Let's plot our results again:


In [15]:
acc = history.history['acc']
val_acc = history.history['val_acc']
loss = history.history['loss']
val_loss = history.history['val_loss']

epochs = range(len(acc))

plt.plot(epochs, acc, 'bo', label='Training acc')
plt.plot(epochs, val_acc, 'b', label='Validation acc')
plt.title('Training and validation accuracy')
plt.legend()

plt.figure()

plt.plot(epochs, loss, 'bo', label='Training loss')
plt.plot(epochs, val_loss, 'b', label='Validation loss')
plt.title('Training and validation loss')
plt.legend()

plt.show()


As you can see, we reach a validation accuracy of about 96%. This is much better than our small convnet trained from scratch.

Fine-tuning

Another widely used technique for model reuse, complementary to feature extraction, is fine-tuning. Fine-tuning consists in unfreezing a few of the top layers of a frozen model base used for feature extraction, and jointly training both the newly added part of the model (in our case, the fully-connected classifier) and these top layers. This is called "fine-tuning" because it slightly adjusts the more abstract representations of the model being reused, in order to make them more relevant for the problem at hand.

We have stated before that it was necessary to freeze the convolution base of VGG16 in order to be able to train a randomly initialized classifier on top. For the same reason, it is only possible to fine-tune the top layers of the convolutional base once the classifier on top has already been trained. If the classified wasn't already trained, then the error signal propagating through the network during training would be too large, and the representations previously learned by the layers being fine-tuned would be destroyed. Thus the steps for fine-tuning a network are as follow:

  • 1) Add your custom network on top of an already trained base network.
  • 2) Freeze the base network.
  • 3) Train the part you added.
  • 4) Unfreeze some layers in the base network.
  • 5) Jointly train both these layers and the part you added.

We have already completed the first 3 steps when doing feature extraction. Let's proceed with the 4th step: we will unfreeze our conv_base, and then freeze individual layers inside of it.

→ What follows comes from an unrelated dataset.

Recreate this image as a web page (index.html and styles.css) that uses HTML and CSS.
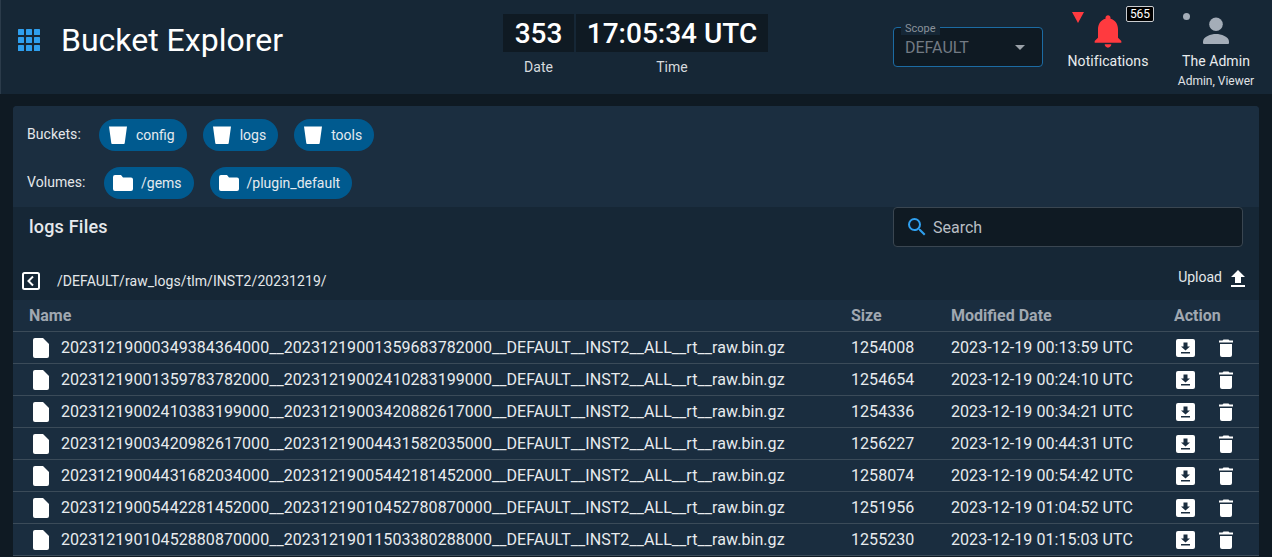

As a reminder, this is what our convolutional base looks like:


In [17]:
conv_base.summary()


_________________________________________________________________
Layer (type)                 Output Shape              Param #   
=================================================================
input_1 (InputLayer)         (None, 150, 150, 3)       0         
_________________________________________________________________
block1_conv1 (Conv2D)        (None, 150, 150, 64)      1792      
_________________________________________________________________
block1_conv2 (Conv2D)        (None, 150, 150, 64)      36928     
_________________________________________________________________
block1_pool (MaxPooling2D)   (None, 75, 75, 64)        0         
_________________________________________________________________
block2_conv1 (Conv2D)        (None, 75, 75, 128)       73856     
_________________________________________________________________
block2_conv2 (Conv2D)        (None, 75, 75, 128)       147584    
_________________________________________________________________
block2_pool (MaxPooling2D)   (None, 37, 37, 128)       0         
_________________________________________________________________
block3_conv1 (Conv2D)        (None, 37, 37, 256)       295168    
_________________________________________________________________
block3_conv2 (Conv2D)        (None, 37, 37, 256)       590080    
_________________________________________________________________
block3_conv3 (Conv2D)        (None, 37, 37, 256)       590080    
_________________________________________________________________
block3_pool (MaxPooling2D)   (None, 18, 18, 256)       0         
_________________________________________________________________
block4_conv1 (Conv2D)        (None, 18, 18, 512)       1180160   
_________________________________________________________________
block4_conv2 (Conv2D)        (None, 18, 18, 512)       2359808   
_________________________________________________________________
block4_conv3 (Conv2D)        (None, 18, 18, 512)       2359808   
_________________________________________________________________
block4_pool (MaxPooling2D)   (None, 9, 9, 512)         0         
_________________________________________________________________
block5_conv1 (Conv2D)        (None, 9, 9, 512)         2359808   
_________________________________________________________________
block5_conv2 (Conv2D)        (None, 9, 9, 512)         2359808   
_________________________________________________________________
block5_conv3 (Conv2D)        (None, 9, 9, 512)         2359808   
_________________________________________________________________
block5_pool (MaxPooling2D)   (None, 4, 4, 512)         0         
=================================================================
Total params: 14,714,688
Trainable params: 0
Non-trainable params: 14,714,688
_________________________________________________________________

We will fine-tune the last 3 convolutional layers, which means that all layers up until block4_pool should be frozen, and the layers block5_conv1, block5_conv2 and block5_conv3 should be trainable.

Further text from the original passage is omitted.